Today is Monday, February 14th, 2005; Karen's Korner #481


Here is a good email that I have saved for a while. Enjoy!


Jamie


The Image of the Cross

Nestled deep in the Rocky Mountains of North America stands a rugged peak. For nine months each year, it lies robed in snow, indistinguishable from a dozen others surrounding it. But as summer arrives and the air warms, the mountain slowly sheds its blanket of white, revealing a massive emblem. High above the neighboring valleys, an 1100-foot vertical gouge bisects a 400-foot horizontal groove, forming an almost perfect image of a cross. This sight is so impressive that famous American artist Thomas Moran visited the mountain to paint it in 1875. The peak is aptly named "The Mountain of the Holy Cross."

In winter, only an expert could single out this particular peak from those around it. But in summer, any child could look at these mountains and easily choose "the one with the cross on it." The only real difference in this mountain and the all the others is the enormous image etched into its face.
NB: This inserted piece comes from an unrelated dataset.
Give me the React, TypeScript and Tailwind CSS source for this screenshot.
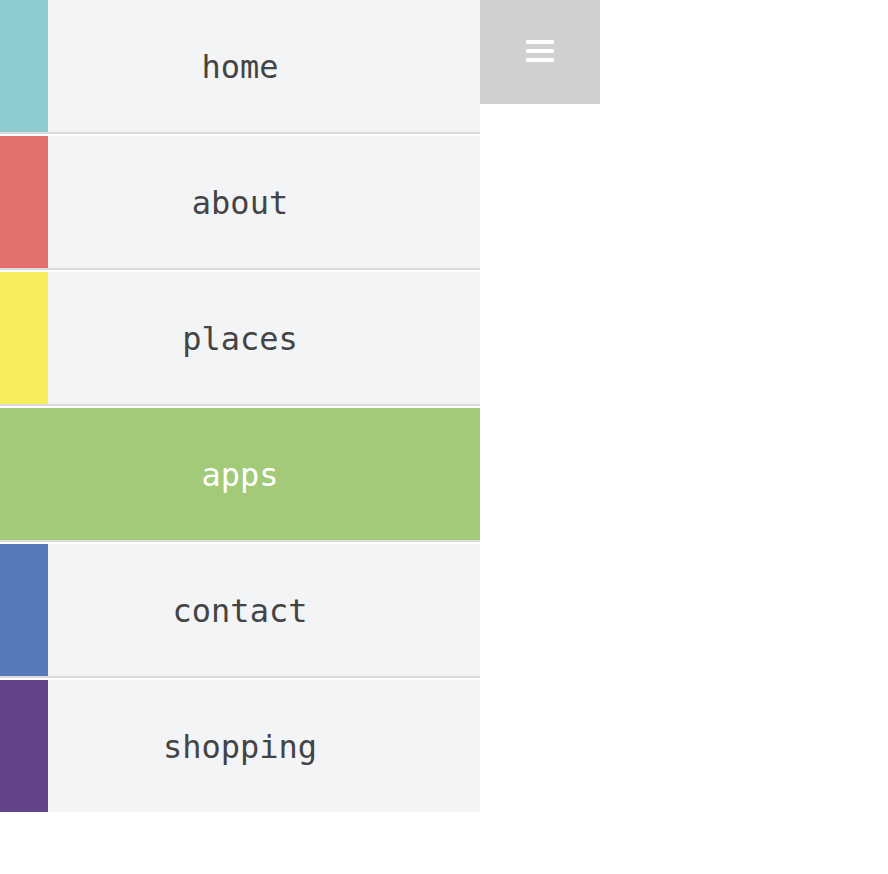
const ITEMS = [
  { label: 'home', bar: 'bg-[#8ecbce]' },
  { label: 'about', bar: 'bg-[#e36f6b]' },
  { label: 'places', bar: 'bg-[#f7ee5d]' },
  { label: 'apps', bar: 'bg-[#a3ca78]', active: true },
  { label: 'contact', bar: 'bg-[#5679b9]' },
  { label: 'shopping', bar: 'bg-[#634389]' },
];

export default function App() {
  return (
    <div className="flex min-h-[874px] w-[888px] items-start bg-white font-['DejaVu_Sans_Mono',monospace]">
      {/* Side menu */}
      <nav className="flex w-[480px] flex-col">
        {ITEMS.map((item, i) => {
          const last = i === ITEMS.length - 1;
          return (
            <a
              key={item.label}
              href="#"
              className={`flex h-[132px] box-content ${
                last ? '' : 'mb-[2px] border-b-2 border-[#dcdcdc]'
              } ${item.active ? 'bg-[#a3ca78]' : 'bg-[#f3f4f6]'}`}
            >
              {!item.active && <span className={`w-12 shrink-0 ${item.bar}`} />}
              <span
                className={`flex flex-1 items-center justify-center pt-[2px] text-[32px] ${
                  item.active ? 'text-white' : 'pr-12 text-[#444444]'
                }`}
              >
                {item.label}
              </span>
            </a>
          );
        })}
      </nav>

      {/* Toggle button */}
      <button className="flex h-[104px] w-[120px] items-center justify-center bg-[#d0d0d0]">
        <svg width="28" height="23" viewBox="0 0 28 23" className="-mt-[2px]">
          <rect x="0" y="0" width="28" height="4" rx="1" fill="white" />
          <rect x="0" y="9" width="28" height="4" rx="1" fill="white" />
          <rect x="0" y="18" width="28" height="4" rx="1" fill="white" />
        </svg>
      </button>
    </div>
  );
}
We spend much of our lives creating a thick layer of "achievements." We climb the career ladder, push our kids to excel, move to a better neighborhood, pursue another degree or promotion, all in the hope that we will somehow become more popular, wealthy, powerful, or influential. Like a thick blanket of snow, our conquests and achievements cover us, deposited one flake at a time until we are totally obscured. For many of us, self-esteem and self-wort come from what we have accomplished or how much we can buy or who we know.

Yet one day, we will awaken to a new reality, an endless day in which all our values will be turned upside down. All that we have done, said, created, bought, and built will be brushed away, melted like snow under the gaze of our eternal Father. Deep within each one of us He will seek the one thing, the only thing He truly cares about: the imprint of the cross, the mark of His Son.

Nothing else matters to Him. And on that day, nothing else will matter to you. Do you possess the one thing that really matters?